Drafting an Insight Statement can be daunting. It should be. This is a very important Statement that provides a glimpse into how your loved one became a criminal. It requires them to take a sobering yet objective look at themselves.
Many find it heart-wrenching and cathartic at the same time—and far more find it next to impossible to get it right. Too often, I see Insight Statements that were generated only with the eye toward what the prisoner thinks the Governor’s Office staff or Parole Commissioner wants to see. This approach is doomed to fail. It should always be brutally honest, forthright, genuine and analytical simultaneously. Your loved one should be viewing the old SELF (before their turning point) the same way everyone else does: horrified and disgusted. If true rehabilitation has transpired in their life, there should be no defense of the indefensible. They should accept it and see themselves objectively.
When the victims of their crime(s) are referenced, too often prisoners become extremely formal. Mr. John Smith..., or Ms. Suzanne Johnson... Most victims of crime knew their attacker. There should be a balance of formality and familiarity. The prisoner should humanize the victim(s) by identifying them by their personal names (if known before). Otherwise, it translates as disingenuous and contrived. Save the formality for the introduction.

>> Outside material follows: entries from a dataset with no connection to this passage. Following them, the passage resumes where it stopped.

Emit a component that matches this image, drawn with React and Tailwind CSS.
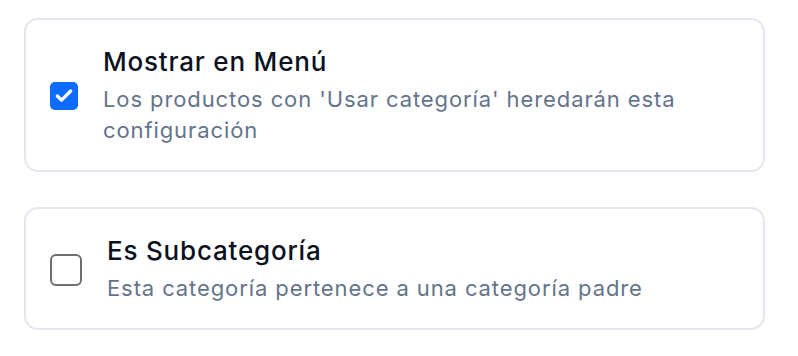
import { Check } from "lucide-react";

const font = { fontFamily: "Inter, 'Noto Sans', sans-serif" };

function Toggle({ checked }) {
  if (checked) {
    return (
      <div className="w-[28px] h-[28px] shrink-0 rounded-[5px] bg-[#0b6cff] flex items-center justify-center">
        <Check size={20} strokeWidth={4} className="text-white" />
      </div>
    );
  }
  return (
    <div className="w-[32px] h-[32px] shrink-0 rounded-[6px] border-2 border-[#6f6f73] bg-white" />
  );
}

function OptionCard({ checked, title, description }) {
  return (
    <div className="w-[741px] rounded-[14px] border-2 border-[#e4e7f0] bg-white flex items-center gap-[25px] pl-[24px] pr-6 pt-[26px] pb-[24px]">
      <Toggle checked={checked} />
      <div className="flex flex-col">
        <div className="text-[26px] leading-[32px] mb-[6px] font-medium tracking-[0.8px] text-[#0b1120]">
          {title}
        </div>
        <div className="text-[22px] leading-[31px] tracking-[0.9px] text-[#64748b] max-w-[610px]">
          {description}
        </div>
      </div>
    </div>
  );
}

export default function App() {
  return (
    <div className="w-[798px] h-[356px] bg-white pl-[24px] pt-[18px] flex flex-col gap-[35px]" style={font}>
      <OptionCard
        checked
        title="Mostrar en Menú"
        description="Los productos con 'Usar categoría' heredarán esta configuración"
      />
      <OptionCard
        title="Es Subcategoría"
        description="Esta categoría pertenece a una categoría padre"
      />
    </div>
  );
}
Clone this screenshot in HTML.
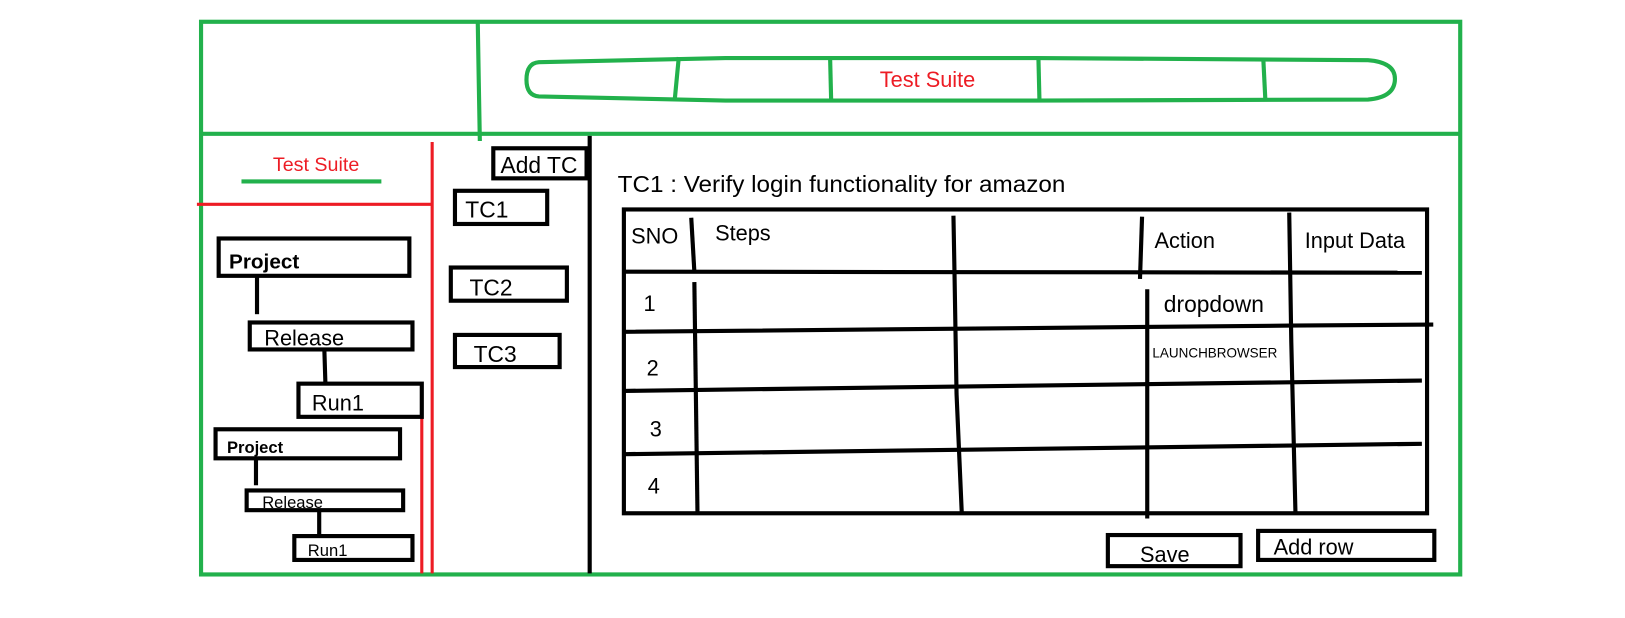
<!DOCTYPE html>
<html><head><style>
html,body{margin:0;padding:0;background:#fff;width:1625px;height:618px;overflow:hidden}
svg{display:block}
text{font-family:"Liberation Sans",sans-serif;fill:#000}
</style></head><body>
<svg width="1625" height="618" viewBox="0 0 1568 596" preserveAspectRatio="none" xmlns="http://www.w3.org/2000/svg">
<g fill="none" stroke="#22b14c" stroke-width="4">
<rect x="194" y="21" width="1215" height="533"/>
<line x1="194" y1="129" x2="1409" y2="129"/>
<path d="M461 21 L462 80 L463 136"/>
<path d="M520 60 L700 56 L1000 56 L1320 58 Q1346 60 1346 76 Q1346 94 1320 96 L1000 97 L700 97 L520 93 Q508 92 508 77 Q508 61 520 60Z"/>
<line x1="655" y1="55" x2="651" y2="97"/>
<line x1="801" y1="56" x2="802" y2="97"/>
<line x1="1002" y1="56" x2="1003" y2="97"/>
<line x1="1219" y1="57" x2="1221" y2="97"/>
<line x1="233" y1="175" x2="368" y2="175"/>
</g>
<text x="895" y="84" font-size="21" text-anchor="middle" style="fill:#ed1c24">Test Suite</text>
<text x="305" y="165" font-size="19" text-anchor="middle" style="fill:#ed1c24">Test Suite</text>
<g stroke="#ed1c24" stroke-width="3" fill="none">
<line x1="190" y1="197" x2="417" y2="197"/>
<line x1="417" y1="137" x2="417" y2="553"/>
<line x1="407" y1="400" x2="407" y2="553"/>
</g>
<g stroke="#000" stroke-width="4" fill="none">
<line x1="569" y1="131" x2="569" y2="553"/>
<rect x="476" y="143" width="90" height="29"/>
<rect x="439" y="184" width="89" height="32"/>
<rect x="435" y="258" width="112" height="32"/>
<rect x="439" y="323" width="101" height="31"/>
<rect x="211" y="230" width="184" height="36"/>
<line x1="248" y1="267" x2="248" y2="303"/>
<rect x="241" y="311" width="157" height="26"/>
<line x1="313" y1="338" x2="314" y2="370"/>
<rect x="288" y="370" width="119" height="32"/>
<rect x="208" y="414" width="178" height="28"/>
<line x1="247" y1="442" x2="247" y2="468"/>
<rect x="238" y="473" width="151" height="19"/>
<line x1="308" y1="492" x2="308" y2="515"/>
<rect x="284" y="517" width="114" height="23"/>
<rect x="602" y="202" width="775" height="293"/>
<path d="M602 262 L1372 263"/>
<path d="M602 320 L1245 314 L1383 313"/>
<path d="M602 377 L1372 367"/>
<path d="M602 438 L1372 428"/>
<path d="M667 210 L670 262"/>
<path d="M670 272 L673 494"/>
<path d="M920 208 L921 262 L923 380 L928 494"/>
<path d="M1102 209 L1100 269"/>
<path d="M1107 279 L1107 500"/>
<path d="M1244 205 L1246 330 L1250 494"/>
<rect x="1069" y="516" width="128" height="30"/>
<rect x="1214" y="512" width="170" height="28"/>
</g>
<text x="483" y="167" font-size="22">Add TC</text>
<text x="449" y="210" font-size="22">TC1</text>
<text x="453" y="285" font-size="22">TC2</text>
<text x="457" y="349" font-size="22">TC3</text>
<text x="221" y="259" font-size="20" font-weight="bold">Project</text>
<text x="255" y="333" font-size="21">Release</text>
<text x="301" y="396" font-size="21">Run1</text>
<text x="219" y="437" font-size="16" font-weight="bold">Project</text>
<text x="253" y="490" font-size="16">Release</text>
<text x="297" y="536" font-size="16">Run1</text>
<text x="596" y="185" font-size="22" textLength="432" lengthAdjust="spacingAndGlyphs">TC1 : Verify login functionality for amazon</text>
<text x="609" y="235" font-size="21">SNO</text>
<text x="690" y="232" font-size="21">Steps</text>
<text x="1114" y="239" font-size="21">Action</text>
<text x="1259" y="239" font-size="21">Input Data</text>
<text x="1123" y="301" font-size="22">dropdown</text>
<text x="1112" y="345" font-size="13">LAUNCHBROWSER</text>
<text x="621" y="300" font-size="21">1</text>
<text x="624" y="362" font-size="21">2</text>
<text x="627" y="421" font-size="21">3</text>
<text x="625" y="476" font-size="21">4</text>
<text x="1100" y="542" font-size="21">Save</text>
<text x="1229" y="535" font-size="21">Add row</text>
</svg>
</body></html>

Your loved one should be careful to not tell their life story. An Insight Statement is NOT their life story. It is a chronological depiction of events that identify defects of character: when, where and how they were transmitted to them (sourced), and how they were reinforced throughout their life up to and including the life crime and subsequent criminality prior to your turning point. INSIGHT is not abstract; it always has an object. In the context of criminal rehabilitation, its object is Causative Factors (aka Character Defects). Thus, it is called an INSIGHT STATEMENT INTO CAUSATIVE FACTORS.
This means that it is an intuitive understanding and identification of the character defects possessed (at the time of the life crime), their origins, how they were cemented in your loved one's psyche throughout their life (i.e., reinforced), and how they factored into their thinking relative to the life crime. Often times it’s necessary to continue this analysis subsequent to the life crime because criminality continues after incarceration. Accordingly, the analysis should operate up to the turning point.
When your loved one accomplishes this, they have connected the dots (or the life cycle of the character defects) throughout their life. In criminal rehabilitation, the goal is to understand the character defects’ relative construction & dynamics and replace them with character assets. This begins to occur at their turning point.